There will be no All-Star Game in this abbreviated season of Major League Baseball.

If there was, however, Jake Cronenworth could have made a strong case to be included in it.

Michigan and St. Clair product Jake Cronenworth is hitting .342 for the San Diego Padres.

The versatile Michigan and St. Clair product is hitting .342 (with a 1.010 OPS) as a rookie while playing four different positions through what's generally considered the midway point of this shortened season, helping to keep the San Diego Padres (18-13) within range of the National League West-leading Los Angeles Dodgers (22-9) entering Wednesday's games.

As a result, Cronenworth is popping up on some what-could-have-been All-Star teams, including those put together by MLB.com and ESPN.

ESPN has Cronenworth slotted in a utility role for its NL squad, with writer Bradford Doolittle calling him "a revelation." MLB.com, on the strength of a 60-person voting panel at the site and its MLB Network, has Croneworth as a reserve second baseman on its NL team behind the Giants' Donovan Solano.

"Possibly the most fun position on this list because, really, who saw this coming," MLB.com's Anthony Castrovince writes. "Solano’s a 32-year-old who came into this year with a career .666 (yikes) OPS in 1,396 plate appearances. ... The top honor could have just as easily gone to Cronenworth, who was not the highest-profile piece moved in the Tommy Pham-Hunter Renfroe swap, but has been the most impactful, with a .342/.402/.608 slash for those poundin’ Padres.
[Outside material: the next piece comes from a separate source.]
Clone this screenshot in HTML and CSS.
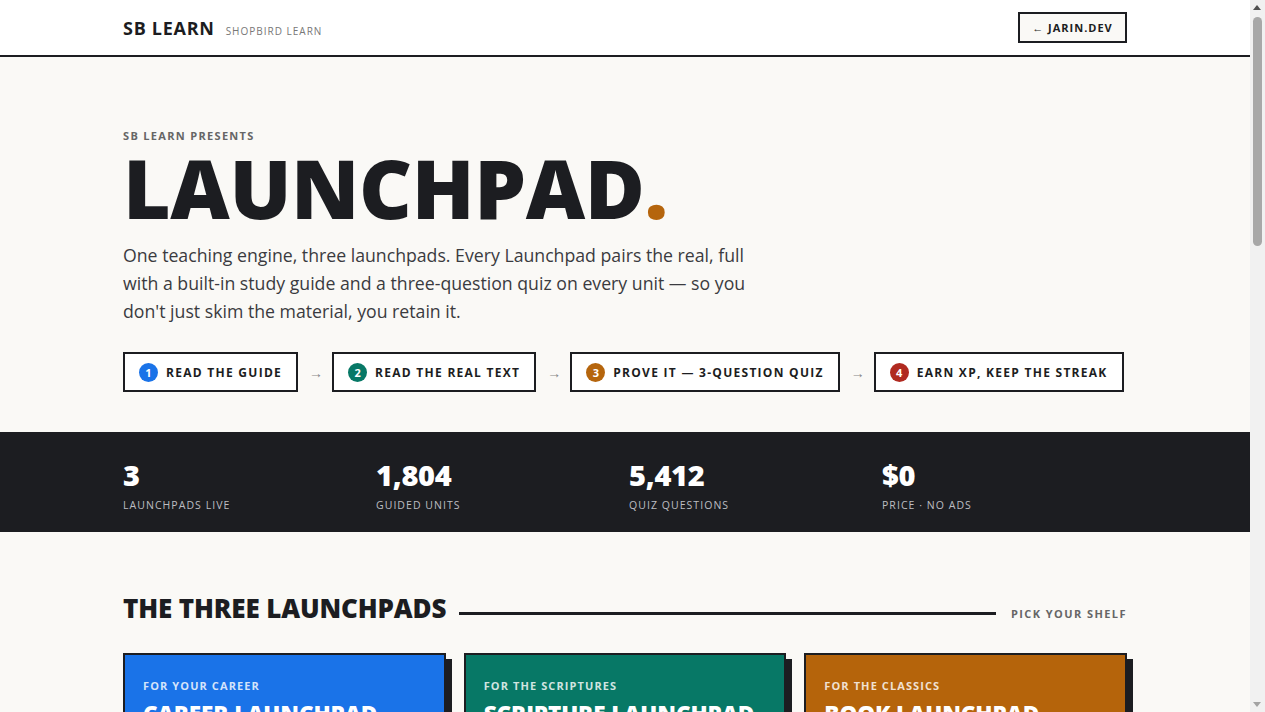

It should go without saying that both of these guys would be first-time All-Stars."

DJ LeMahieu, a Birmingham Brother Rice product, also made MLB.com's All-Star roster, as a backup second baseman for the American League.
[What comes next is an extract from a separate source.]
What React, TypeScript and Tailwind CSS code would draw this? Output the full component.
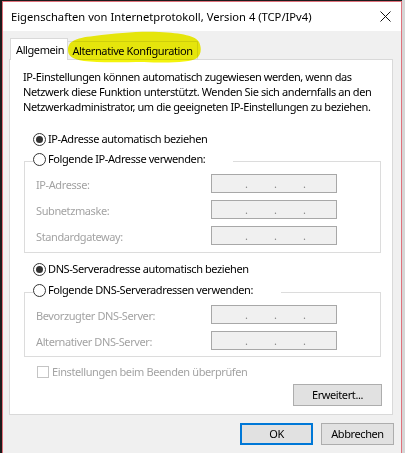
import React from "react";

const font = { fontFamily: '"Noto Sans", "Liberation Sans", sans-serif' };

function Radio({ checked, label }: { checked?: boolean; label: string }) {
  return (
    <div className="flex items-center h-[16px] gap-[2px]">
      <span className="w-[13px] h-[13px] rounded-full border border-[#333333] bg-white flex items-center justify-center shrink-0">
        {checked && <span className="w-[7px] h-[7px] rounded-full bg-[#333333]" />}
      </span>
      <span className="text-[11px] tracking-[-0.4px] leading-[16px] text-black whitespace-nowrap">{label}</span>
    </div>
  );
}

function IpRow({ label }: { label: string }) {
  return (
    <div className="flex items-center h-[19px]">
      <span className="w-[175px] text-[11px] tracking-[-0.4px] leading-[16px] text-[#a3a3a3] pt-[3px] whitespace-nowrap">{label}</span>
      <div className="w-[126px] h-[19px] border border-[#a8a8a8] bg-[#f0f0f0] flex items-end pb-[2px] pl-[33px] gap-[27px] text-[11px] leading-[12px] text-[#8a8a8a]">
        <span className="w-[2px]">.</span>
        <span className="w-[2px]">.</span>
        <span className="w-[2px]">.</span>
      </div>
    </div>
  );
}

export default function App() {
  return (
    <div className="w-[405px] h-[453px] bg-[#1b1b1b] flex overflow-hidden" style={font}>
      <div className="ml-[2px] mt-[1px] w-[400px] h-[452px] border-l border-t border-r border-[#e0727c] bg-[#f0f0f0] flex flex-col shrink-0">
        {/* Title bar */}
        <div className="h-[29px] bg-white flex items-center justify-between pl-[8px] pr-[10px] shrink-0">
          <span className="text-[11.2px] leading-[16px] text-black whitespace-nowrap">
            Eigenschaften von Internetprotokoll, Version 4 (TCP/IPv4)
          </span>
          <svg width="11" height="11" viewBox="0 0 11 11">
            <path d="M0.5 0.5 L10.5 10.5 M10.5 0.5 L0.5 10.5" stroke="#111" strokeWidth="1" />
          </svg>
        </div>

        {/* Body */}
        <div className="flex flex-col pt-[7px] pl-[6px] pr-[8px]">
          {/* Tabs */}
          <div className="relative h-[21px] flex items-end">
            <div className="ml-[1px] w-[58px] h-[22px] mb-[-1px] relative z-10 bg-white border-t border-l border-r border-[#d9d9d9] flex items-center pl-[5px]">
              <span className="text-[11px] tracking-[-0.4px] leading-[16px] text-black whitespace-nowrap">Allgemein</span>
            </div>
            <div className="w-[130px] h-[18px] border-t border-r border-[#d9d9d9] bg-[#f0f0f0] flex items-center justify-center">
              <span className="text-[11px] tracking-[-0.4px] leading-[16px] text-black whitespace-nowrap">Alternative Konfiguration</span>
            </div>
            <svg
              className="absolute left-[55px] top-[-8px] z-20 mix-blend-multiply pointer-events-none"
              width="145"
              height="40"
              viewBox="0 0 145 40"
            >
              <path
                d="M4 20 C4 12 10 8 30 6 C55 3 75 1 95 2 C118 3 132 6 135 12 C138 18 137 25 133 28 C126 33 100 33 80 32 C60 32 35 33 20 31 C8 29 4 26 4 20 Z"
                fill="#f4f40c"
                style={{ filter: "blur(0.6px)" }}
              />
            </svg>
          </div>

          {/* Panel */}
          <div className="w-[384px] border border-[#d9d9d9] bg-white flex flex-col pl-[13px] pt-[9px]">
            <p className="text-[11px] tracking-[-0.4px] leading-[15px] text-black whitespace-nowrap">
              IP-Einstellungen können automatisch zugewiesen werden, wenn das
              <br />
              Netzwerk diese Funktion unterstützt. Wenden Sie sich andernfalls an den
              <br />
              Netzwerkadministrator, um die geeigneten IP-Einstellungen zu beziehen.
            </p>

            <div className="ml-[10px] mt-[17px]">
              <Radio checked label="IP-Adresse automatisch beziehen" />
            </div>

            <fieldset className="ml-[1px] mt-[4px] w-[357px] border border-[#dcdcdc]">
              <legend className="ml-[8px] pr-[28px] pb-[4px]">
                <Radio label="Folgende IP-Adresse verwenden:" />
              </legend>
              <div className="pl-[11px] pt-[3px] pb-[7px] flex flex-col gap-[7px]">
                <IpRow label="IP-Adresse:" />
                <IpRow label="Subnetzmaske:" />
                <IpRow label="Standardgateway:" />
              </div>
            </fieldset>

            <div className="ml-[10px] mt-[8px]">
              <Radio checked label="DNS-Serveradresse automatisch beziehen" />
            </div>

            <fieldset className="ml-[1px] mt-[5px] w-[357px] border border-[#dcdcdc]">
              <legend className="ml-[8px] pr-[28px] pb-[4px]">
                <Radio label="Folgende DNS-Serveradressen verwenden:" />
              </legend>
              <div className="pl-[11px] pt-[3px] pb-[6px] flex flex-col gap-[7px]">
                <IpRow label="Bevorzugter DNS-Server:" />
                <IpRow label="Alternativer DNS-Server:" />
              </div>
            </fieldset>

            <div className="ml-[14px] mt-[7px] flex items-center h-[16px] gap-[3px]">
              <span className="w-[12px] h-[12px] border border-[#c4c4c4] bg-white shrink-0" />
              <span className="text-[11px] tracking-[-0.4px] leading-[16px] text-[#a3a3a3] whitespace-nowrap">
                Einstellungen beim Beenden überprüfen
              </span>
            </div>

            <div className="self-end mr-[10px] mt-[4px] mb-[8px] w-[89px] h-[22px] border border-[#adadad] bg-[#e1e1e1] flex items-center justify-center">
              <span className="text-[11px] tracking-[-0.4px] leading-[16px] text-black">Erweitert...</span>
            </div>
          </div>

          {/* Buttons */}
          <div className="mt-[8px] mr-[-1px] flex justify-end gap-[8px]">
            <div className="w-[73px] h-[22px] border-2 border-[#0078d7] bg-[#e1e1e1] flex items-center justify-center">
              <span className="text-[11px] tracking-[-0.4px] leading-[16px] text-black">OK</span>
            </div>
            <div className="w-[73px] h-[22px] border border-[#adadad] bg-[#e1e1e1] flex items-center justify-center">
              <span className="text-[11px] tracking-[-0.4px] leading-[16px] text-black">Abbrechen</span>
            </div>
          </div>
        </div>
      </div>
      <div className="flex-1 bg-[#d6d6d6]" />
    </div>
  );
}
Cronenworth was a seventh-round draft pick in 2015 by the Tampa Bay Rays, who continued to develop him as a position player and pitcher, much like his career at Michigan, where he was a career .300-plus hitter but also saved four games for the Wolverines in the 2015 Big Ten tournament, earning MVP honors.

He was traded to the Padres last December in a four-player deal that included major-league outfielders Pham and Renfroe.

"Pham got hurt, but the Padres have still reaped rewards from the deal because of Cronenworth's breakout season," Doolittle writes. "After filling in ably for Eric Hosmer at first base when Hosmer was injured, Cronenworth has moved all around the infield and become a semifixture at second base, where he has started 12 games. He has hit .342/.402/.608 over his first 25 career big league contests, backed up by an expected wOBA (.507) that ranks third in all of baseball."